フーリエ変換のきわめてわかりやすい教科書

高校数学でわかるフーリエ変換―フーリエ級数からラプラス変換まで (ブルーバックス)

高校数学でわかるフーリエ変換―フーリエ級数からラプラス変換まで (ブルーバックス)

フーリエ変換とは、ほとんどの関数を三角関数(サインやコサイン)の和で表す方法であるが、本書はこれの、実にわかりやすい、魅力的な教科書である。但し高校数学は必須だから、実際は大学初年くらい向けだと思う。語り方もよく、これ以上わかりやすく書くのは不可能と言いたいくらいだ。
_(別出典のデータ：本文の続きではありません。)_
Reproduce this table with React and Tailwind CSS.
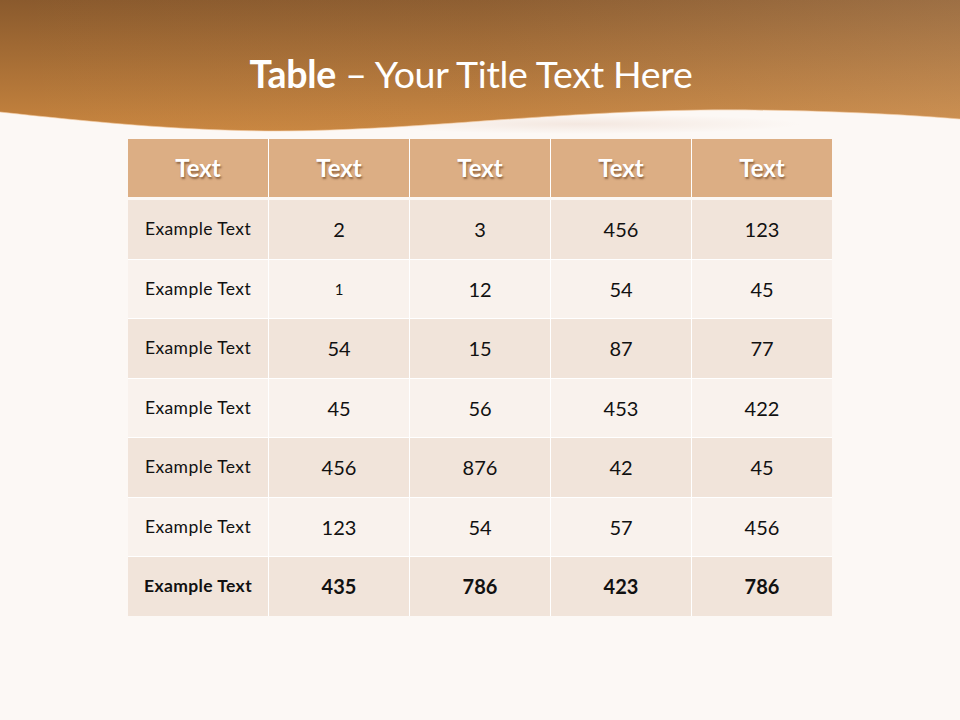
const HEAD = ['Text', 'Text', 'Text', 'Text', 'Text'];

const ROWS = [
  ['Example Text', '2', '3', '456', '123'],
  ['Example Text', '1', '12', '54', '45'],
  ['Example Text', '54', '15', '87', '77'],
  ['Example Text', '45', '56', '453', '422'],
  ['Example Text', '456', '876', '42', '45'],
  ['Example Text', '123', '54', '57', '456'],
];

const TOTAL = ['Example Text', '435', '786', '423', '786'];

function Banner() {
  return (
    <svg className="absolute inset-0" width="960" height="140" viewBox="0 0 960 140">
      <defs>
        <linearGradient id="brownV" x1="0" y1="0" x2="0" y2="1">
          <stop offset="0" stopColor="#8a5a2d" />
          <stop offset="1" stopColor="#c8853f" />
        </linearGradient>
        <linearGradient id="lightH" x1="0" y1="0" x2="1" y2="0">
          <stop offset="0" stopColor="#f4d2ae" stopOpacity="0" />
          <stop offset="0.5" stopColor="#f4d2ae" stopOpacity="0.04" />
          <stop offset="1" stopColor="#f4d2ae" stopOpacity="0.18" />
        </linearGradient>
        <radialGradient id="gloss" cx="0.5" cy="0.5" r="0.5">
          <stop offset="0" stopColor="#f3e6de" stopOpacity="0.9" />
          <stop offset="1" stopColor="#f3e6de" stopOpacity="0" />
        </radialGradient>
      </defs>
      <ellipse cx="580" cy="124" rx="220" ry="10" fill="url(#gloss)" />
      <path
        d="M0 0 H960 V119 C900 114 800 109 700 110 C560 112 450 126 330 130 C220 134 120 125 0 112 Z"
        fill="url(#brownV)"
      />
      <path
        d="M0 0 H960 V119 C900 114 800 109 700 110 C560 112 450 126 330 130 C220 134 120 125 0 112 Z"
        fill="url(#lightH)"
      />
      <path
        d="M960 119 C900 114 800 109 700 110 C560 112 450 126 330 130 C220 134 120 125 0 112"
        fill="none"
        stroke="#f3c89c"
        strokeWidth="1"
        strokeOpacity="0.6"
      />
    </svg>
  );
}

function Cell({ children, first, small, bold, bg }) {
  let size = 'text-[20px]';
  if (first) size = 'text-[17.5px] tracking-[0.4px]';
  else if (small) size = 'text-[15px]';
  return (
    <div className={`flex items-center justify-center h-[58.5px] ${bg} text-[#111] ${size} ${bold ? 'font-bold' : ''}`}>
      {children}
    </div>
  );
}

export default function App() {
  return (
    <div className="w-[960px] h-[720px] bg-[#fcf8f5] font-['Lato','Open_Sans',sans-serif] overflow-hidden">
      <div className="relative h-[139px]">
        <Banner />
        <h1 className="relative pt-[51px] pr-[18px] text-center text-[37.5px] leading-[46px] text-white tracking-[-0.3px]">
          <span className="font-bold">Table</span> – Your Title Text Here
        </h1>
      </div>

      <div className="ml-[128px] w-[704px]">
        <div className="grid grid-cols-5 gap-px bg-white">
          {HEAD.map((h, i) => (
            <div
              key={i}
              className="flex items-center justify-center h-[58px] bg-[#dcae84] text-white font-bold text-[24px] [text-shadow:1px_2px_2px_rgba(80,40,10,0.55)]"
            >
              {h}
            </div>
          ))}
        </div>
        <div className="mt-[3px] grid grid-cols-5 gap-px bg-white">
          {ROWS.map((row, r) =>
            row.map((v, c) => (
              <Cell
                key={`${r}-${c}`}
                first={c === 0}
                small={r === 1 && c === 1}
                bg={r % 2 === 0 ? 'bg-[#f1e4da]' : 'bg-[#f9f2ed]'}
              >
                {v}
              </Cell>
            ))
          )}
          {TOTAL.map((v, c) => (
            <Cell key={`t-${c}`} first={c === 0} bold bg="bg-[#f1e4da]">
              {v}
            </Cell>
          ))}
        </div>
      </div>
    </div>
  );
}
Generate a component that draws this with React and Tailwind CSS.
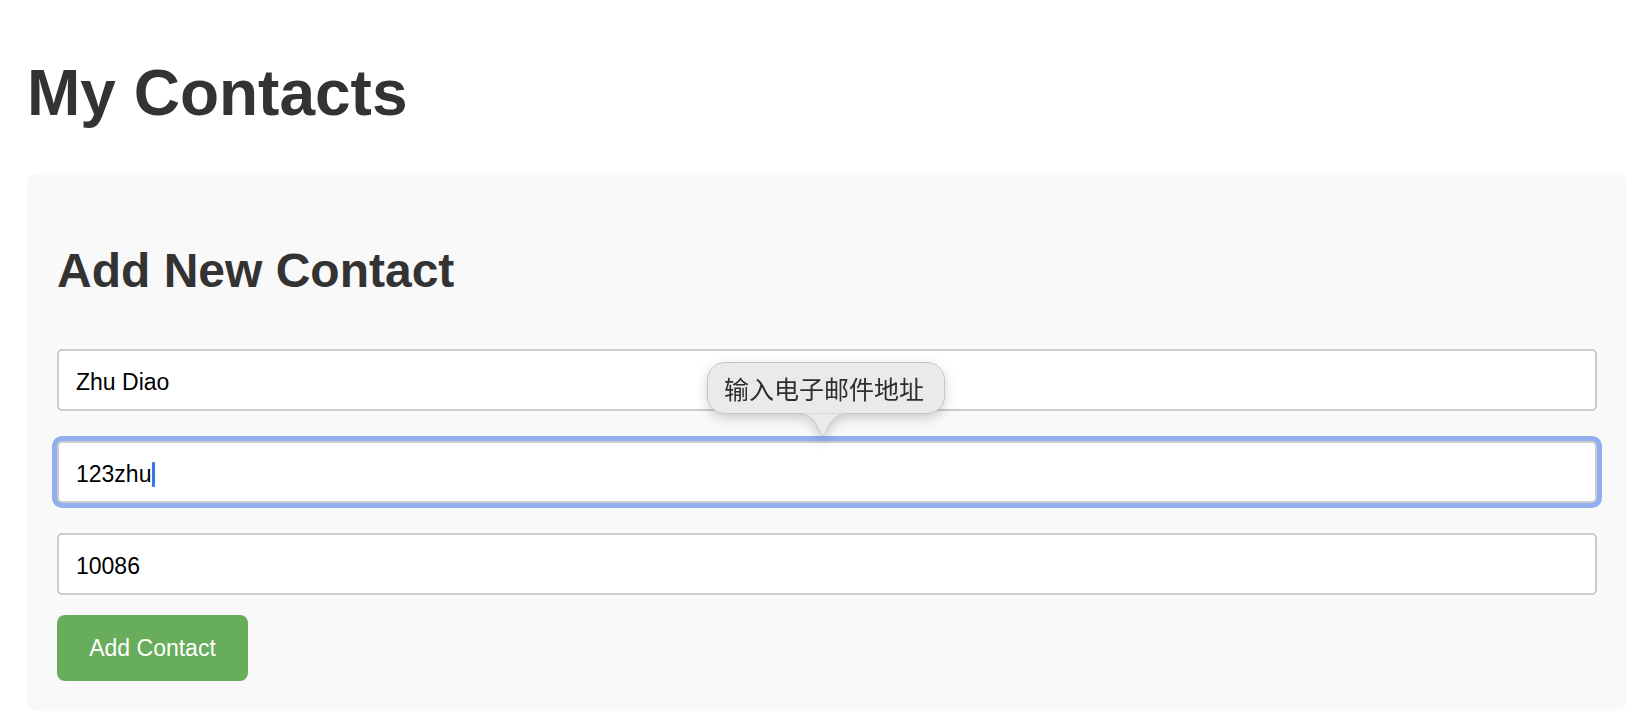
import React from "react";

const sans = { fontFamily: '"Liberation Sans", Arial, sans-serif' };

export default function App() {
  return (
    <div className="relative min-h-[728px] bg-white pl-[27px] text-[#333]" style={sans}>
      <h1 className="mt-0 pt-[56px] text-[64px] font-bold leading-[74px] text-[#333]">My Contacts</h1>

      <div className="mt-[43px] w-[1600px] rounded-[10px] bg-[#f9f9f9] p-[30px]">
        <h2 className="mt-[40px] text-[48px] font-bold leading-[55px] text-[#333]">Add New Contact</h2>

        <div className="mt-[51px] flex flex-col gap-[30px]">
          <div className="flex h-[62px] items-center rounded-[5px] border-2 border-[#cbcbcb] bg-white pl-[17px] pt-[4px] text-[23px] text-black">
            Zhu Diao
          </div>
          <div className="flex h-[62px] items-center rounded-[5px] border-2 border-[#cbcbcb] bg-white pl-[17px] pt-[4px] text-[23px] text-black shadow-[0_0_0_5px_#91aef0]">
            <span>123zhu</span>
            <span className="ml-[1px] inline-block h-[25px] w-[3px] rounded-[1px] bg-[#3a74ee]"></span>
          </div>
          <div className="flex h-[62px] items-center rounded-[5px] border-2 border-[#cbcbcb] bg-white pl-[17px] pt-[4px] text-[23px] text-black">
            10086
          </div>
        </div>

        <button className="mt-[20px] flex h-[66px] w-[191px] items-center justify-center rounded-[8px] bg-[#68ad5c] text-[23px] text-white">
          Add Contact
        </button>
      </div>

      <div className="absolute left-[707px] top-[362px] drop-shadow-[0_4px_6px_rgba(0,0,0,0.18)]">
        <div
          className="flex h-[52px] w-[238px] items-center rounded-[18px] border border-[#c6c6c6] bg-[#ebeae8] pl-[16px] text-[25px] leading-none text-[#2e2e2e]"
          style={{ fontFamily: '"Noto Sans CJK SC", "Noto Sans", sans-serif' }}
        >
          输入电子邮件地址
        </div>
        <svg
          className="absolute left-[90px] top-[51px]"
          width="52"
          height="25"
          viewBox="0 0 52 25"
        >
          <path
            d="M0 0.5 Q12 0.5 18 9 L24 21.5 Q26 24 28 21.5 L34 9 Q40 0.5 52 0.5 Z"
            fill="#ebeae8"
            stroke="none"
          />
          <path
            d="M0 0.5 Q12 0.5 18 9 L24 21.5 Q26 24 28 21.5 L34 9 Q40 0.5 52 0.5"
            fill="none"
            stroke="#c6c6c6"
            strokeWidth="1"
          />
        </svg>
      </div>
    </div>
  );
}
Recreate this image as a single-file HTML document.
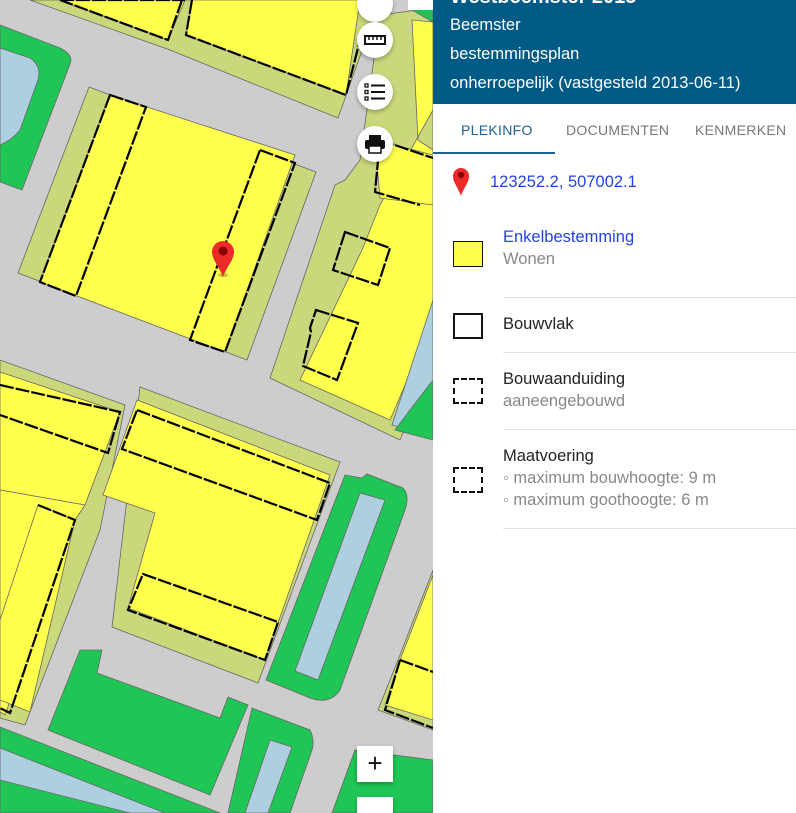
<!DOCTYPE html>
<html style="overflow:hidden;width:796px;height:813px"><head><meta charset="utf-8"><style>
*{margin:0;padding:0;box-sizing:border-box}
body{width:796px;height:813px;overflow:hidden;position:relative;font-family:"Liberation Sans",sans-serif;background:#cdcdcd}
#map{position:absolute;left:0;top:0;width:433px;height:813px}
.btn{position:absolute;left:357px;width:36px;height:36px;border-radius:50%;background:#fff;box-shadow:0 2px 4px rgba(0,0,0,.3);display:flex;align-items:center;justify-content:center}
.sq{position:absolute;left:357px;width:36px;height:36px;background:#fff;box-shadow:0 2px 4px rgba(0,0,0,.3);font-size:26px;text-align:center;line-height:34px;color:#111}
#panel{position:absolute;left:433px;top:0;width:363px;height:813px;background:#fff}
#hd{background:#005a86;height:104px;color:#fff;font-size:16.5px;padding-left:17px}
#hd div{position:absolute;left:17px}
.tabs{position:absolute;top:104px;left:0;width:363px;height:50px;font-size:14px;color:#777;letter-spacing:.3px}
.tabs span{position:absolute;top:18px}
.t{position:absolute;left:70px;font-size:16.5px;color:#222}
.g{color:#888}
.hr{position:absolute;left:70px;right:0;height:1px;background:#e2e2e2}
.ic{position:absolute;left:20px;width:30px;height:26px}
</style></head><body>
<svg id="map" width="433" height="813" viewBox="0 0 433 813">
<rect width="433" height="813" fill="#cdcdcd"/>
<g stroke="#666" stroke-width="0.8">
<path d="M0 25 L60 48 Q74 55 70 64 L22 190 L0 182Z" fill="#1fc655"/>
<path d="M0 48 L30 58 Q42 66 38 80 L20 130 Q12 140 0 145Z" fill="#aecfe0"/>
<path d="M30 0 L380 0 L338 118 L170 50Z" fill="#cbd77b"/>
<path d="M60 0 L185 0 L168 40Z" fill="#ffff4d"/>
<path d="M192 0 L360 0 L346 95 L186 35Z" fill="#ffff4d"/>
<path d="M89 87 L316 172 L247 360 L18 273Z" fill="#cbd77b"/>
<path d="M110 95 L295 155 L225 352 L40 282Z" fill="#ffff4d"/>
<path d="M380 15 L433 8 L433 360 L400 440 L270 378 L335 185 L345 180 L360 160Z" fill="#cbd77b"/>
<path d="M412 20 L433 22 L433 110 L380 205 L362 250 L300 380 L390 420 L433 320 L433 150 L418 140Z" fill="#ffff4d"/>
<path d="M375 140 L433 155 L433 205 L380 198Z" fill="#ffff4d"/>
<path d="M433 0 L433 22 L412 10 L420 0Z" fill="#1fc655"/>
<path d="M433 300 L433 400 L410 430 L392 425Z" fill="#aecfe0"/>
<path d="M433 380 L433 440 L395 430 L410 410Z" fill="#1fc655"/>
<path d="M0 360 L125 405 L100 530 L25 725 L0 718Z" fill="#cbd77b"/>
<path d="M0 372 L120 412 L85 505 L0 490Z" fill="#ffff4d"/>
<path d="M0 490 L85 505 L75 520 L5 715 L0 712Z" fill="#ffff4d"/>
<path d="M38 505 L75 520 L30 712 L0 700 L0 620Z" fill="#ffff4d"/>
<path d="M140 387 L340 462 L258 683 L112 627Z" fill="#cbd77b"/>
<path d="M137 400 L330 475 L265 660 L128 608 L155 513 L103 495Z" fill="#ffff4d"/>
<path d="M345 475 L362 478 L367 474 L403 488 Q410 495 405 510 L340 690 Q330 705 310 698 L266 680Z" fill="#1fc655"/>
<path d="M360 493 L385 500 L318 680 L295 671Z" fill="#aecfe0"/>
<path d="M80 650 L102 650 L97 673 L220 718 L228 697 L248 705 L210 795 L48 730Z" fill="#1fc655"/>
<path d="M0 727 L220 813 L0 813Z" fill="#1fc655"/>
<path d="M0 748 L165 813 L0 813 L0 780Z" fill="#aecfe0"/>
<path d="M0 780 L130 813 L0 813Z" fill="#1fc655"/>
<path d="M252 708 L310 730 Q315 740 312 750 L290 813 L228 813Z" fill="#1fc655"/>
<path d="M270 740 L292 747 L268 813 L245 813Z" fill="#aecfe0"/>
<path d="M355 750 L433 760 L433 813 L332 813Z" fill="#1fc655"/>
<path d="M433 570 L433 730 L378 710 L398 660Z" fill="#cbd77b"/>
<path d="M433 575 L433 720 L385 705 L400 660Z" fill="#ffff4d"/>
</g>
<g fill="none" stroke="#000" stroke-width="2.2" stroke-dasharray="14 2">
<path d="M60 0 L185 0 M182 0 L168 40 L60 0"/>
<path d="M192 0 L186 35 L346 95 L360 40"/>
<path d="M110 95 L146 107 L76 296 L40 282Z"/>
<path d="M260 150 L295 163 L225 352 L190 340Z"/>
<path d="M0 385 L120 412 L108 453 L0 415"/>
<path d="M38 505 L75 520 L10 713 L0 708"/>
<path d="M137 410 L330 483 L317 520 L122 449Z"/>
<path d="M143 574 L278 622 L265 660 L128 610Z"/>
<path d="M345 232 L390 248 L378 285 L333 270Z"/>
<path d="M316 310 L358 323 L337 380 L303 366 L311 332 L310 328Z"/>
<path d="M380 140 L433 158 M380 140 L375 192 L420 205"/>
<path d="M400 660 L433 672 M400 660 L385 710 L433 728"/>
</g>
<g transform="translate(223,242)">
<ellipse cx="0" cy="33" rx="5" ry="2" fill="rgba(0,0,0,.25)"/>
<path d="M0 35 C-4 24 -11 18 -11 10 A11 11 0 0 1 11 10 C11 18 4 24 0 35Z" fill="#ed2a2a"/>
<circle cx="0" cy="9" r="4.5" fill="#8a0000"/>
</g>
</svg>
<div class="btn" style="top:-14px"></div>
<div class="btn" style="top:22px"><svg width="22" height="14"><rect x="1" y="3" width="20" height="8" fill="none" stroke="#111" stroke-width="2"/><path d="M5 3v4M9 3v4M13 3v4M17 3v4" stroke="#111" stroke-width="1.5"/></svg></div>
<div class="btn" style="top:74px"><svg width="22" height="18"><g fill="none" stroke="#111" stroke-width="1.3"><rect x="1" y="1" width="3" height="3"/><rect x="1" y="7.5" width="3" height="3"/><rect x="1" y="14" width="3" height="3"/></g><path d="M7 2.5h14M7 9h14M7 15.5h14" stroke="#111" stroke-width="2"/></svg></div>
<div class="btn" style="top:126px"><svg width="22" height="20"><rect x="5" y="1" width="12" height="5" fill="#111"/><rect x="1" y="6" width="20" height="9" rx="2" fill="#111"/><rect x="5" y="12" width="12" height="7" fill="#fff" stroke="#111" stroke-width="1.5"/></svg></div>
<div class="sq" style="top:746px">+</div>
<div class="sq" style="top:797px;height:16px"></div>
<div style="position:absolute;left:408px;top:0;width:25px;height:10px;background:#fff"></div>
<div id="panel">
<div id="hd">
<div style="top:-14px;font-size:20px;font-weight:bold">Westbeemster 2013</div>
<div style="top:16px">Beemster</div>
<div style="top:45px">bestemmingsplan</div>
<div style="top:74px">onherroepelijk (vastgesteld 2013-06-11)</div>
</div>
<div class="tabs"><span style="left:28px;color:#1c6290">PLEKINFO</span><span style="left:133px">DOCUMENTEN</span><span style="left:262px">KENMERKEN</span>
<div style="position:absolute;left:0;top:48px;width:122px;height:2px;background:#1c6290"></div></div>
<svg style="position:absolute;left:19px;top:167px" width="18" height="30"><path d="M9 29 C6 20 1 16 1 9 A8 8 0 0 1 17 9 C17 16 12 20 9 29Z" fill="#ed2a2a"/><circle cx="9" cy="8" r="3.2" fill="#8a0000"/></svg>
<div style="position:absolute;left:57px;top:173px;font-size:16.5px;color:#2443e6">123252.2, 507002.1</div>
<div class="ic" style="top:241px;background:#ffff4d;border:1.5px solid #111"></div>
<div class="t" style="top:228px;color:#2443e6">Enkelbestemming</div>
<div class="t g" style="top:250px">Wonen</div>
<div class="hr" style="top:297px"></div>
<div class="ic" style="top:313px;border:2px solid #111"></div>
<div class="t" style="top:315px">Bouwvlak</div>
<div class="hr" style="top:352px"></div>
<div class="ic" style="top:378px;border:2px dashed #111"></div>
<div class="t" style="top:370px">Bouwaanduiding</div>
<div class="t g" style="top:392px">aaneengebouwd</div>
<div class="hr" style="top:429px"></div>
<div class="ic" style="top:467px;border:2px dashed #111"></div>
<div class="t" style="top:447px">Maatvoering</div>
<div class="t g" style="top:469px">◦ maximum bouwhoogte: 9 m</div>
<div class="t g" style="top:491px">◦ maximum goothoogte: 6 m</div>
<div class="hr" style="top:528px"></div>
</div>
</body></html>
数式の処理も懇切丁寧である。殆どの人には、本書を理解すれば、フーリエ級数フーリエ変換、さらにラプラス変換まで、充分実用になるだろう。フーリエ変換は、とにかく応用範囲がきわめて広い。物理が好きな人、やりたい人は、とりわけ量子力学で、本書の内容が劇的に役立つと思われる。デルタ関数フーリエ変換など、自分には目から鱗というやつだった。
 本書を読んでいると、数学をわかりやすく書くというのも、能力(と修練)なのだと思う。それは書く対象に通じていることもそうだが、対象についての明確なイメージ、いや、必ずしも視覚的なものでないから原イメージとでもいうか、そうしたものを持っているか否かが大きいのではないか。後は、構成力と文章であろう。その意味でも本書は優れている。お薦めだ。